● **Task requirements**
Go through the lines below. Copy those with "styles".

● **Data block**
-*-*-
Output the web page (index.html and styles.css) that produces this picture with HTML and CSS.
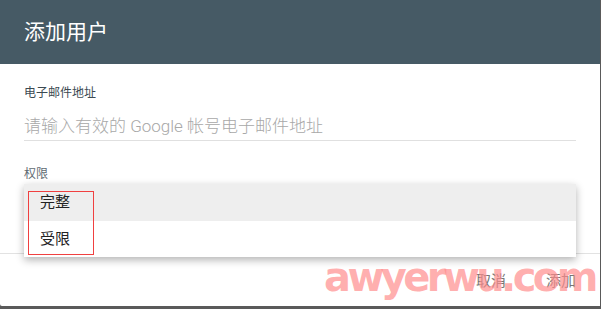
FILE: index.html
```html
<!DOCTYPE html>
<html lang="zh-CN">
<head>
<meta charset="utf-8">
<title>添加用户</title>
<link rel="stylesheet" href="styles.css">
</head>
<body>
<div class="dialog">
  <div class="header">添加用户</div>
  <div class="content">
    <div class="label">电子邮件地址</div>
    <div class="input">请输入有效的 Google 帐号电子邮件地址</div>
    <div class="label perm">权限</div>
    <div class="select">
      <div class="menu">
        <div class="item active">完整</div>
        <div class="item">受限</div>
        <div class="mark"></div>
      </div>
    </div>
  </div>
  <div class="footer">
    <span class="btn">取消</span>
    <span class="btn">添加</span>
  </div>
  <div class="watermark">awyerwu.com</div>
</div>
</body>
</html>
```
FILE: styles.css
```css
html, body {
  margin: 0;
  padding: 0;
}
body {
  background: #5a5a5a;
  width: 601px;
  height: 309px;
  overflow: hidden;
  font-family: Roboto, "Noto Sans CJK SC", sans-serif;
}
.dialog {
  position: relative;
  width: 600px;
  height: 306px;
  background: #fff;
  border-bottom-left-radius: 2px;
}
.header {
  height: 64px;
  line-height: 64px;
  padding-left: 24px;
  background: #465a65;
  color: #fff;
  font-size: 21px;
}
.content {
  height: 190px;
  padding: 21px 24px 0;
  box-sizing: border-box;
  border-bottom: 1px solid #e2e2e2;
}
.label {
  font-size: 12px;
  line-height: 16px;
  color: #3c4a52;
}
.label.perm {
  margin-top: 25px;
  color: #5f6b73;
}
.input {
  margin-top: 8px;
  height: 31px;
  line-height: 34px;
  font-size: 17px;
  font-weight: 300;
  color: #a8a8a8;
  border-bottom: 1px solid #e0e0e0;
}
.select {
  position: relative;
  margin-top: 2px;
  height: 36px;
}
.menu {
  position: absolute;
  left: 0;
  top: 0;
  width: 552px;
  background: #fff;
  box-shadow: 0 3px 8px rgba(0, 0, 0, 0.3);
  z-index: 2;
}
.item {
  height: 36px;
  line-height: 36px;
  padding-left: 16px;
  font-size: 15px;
  color: #222;
}
.item.active {
  height: 37px;
  background: #eeeeee;
}
.mark {
  position: absolute;
  left: 4px;
  top: 7px;
  width: 66px;
  height: 64px;
  box-sizing: border-box;
  border: 1px solid #f04040;
}
.footer {
  height: 51px;
  display: flex;
  justify-content: flex-end;
  align-items: center;
  gap: 40px;
  padding-right: 24px;
}
.btn {
  font-size: 15px;
  color: #777;
}
.watermark {
  position: absolute;
  left: 324px;
  top: 254px;
  font-family: "DejaVu Sans", sans-serif;
  font-weight: bold;
  font-size: 40px;
  letter-spacing: -3.6px;
  color: rgba(255, 140, 140, 0.7);
  z-index: 3;
}
```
-*-*-
● **Expected answer**
Output the web page (index.html and styles.css) that produces this picture with HTML and CSS.
<link rel="stylesheet" href="styles.css">
FILE: styles.css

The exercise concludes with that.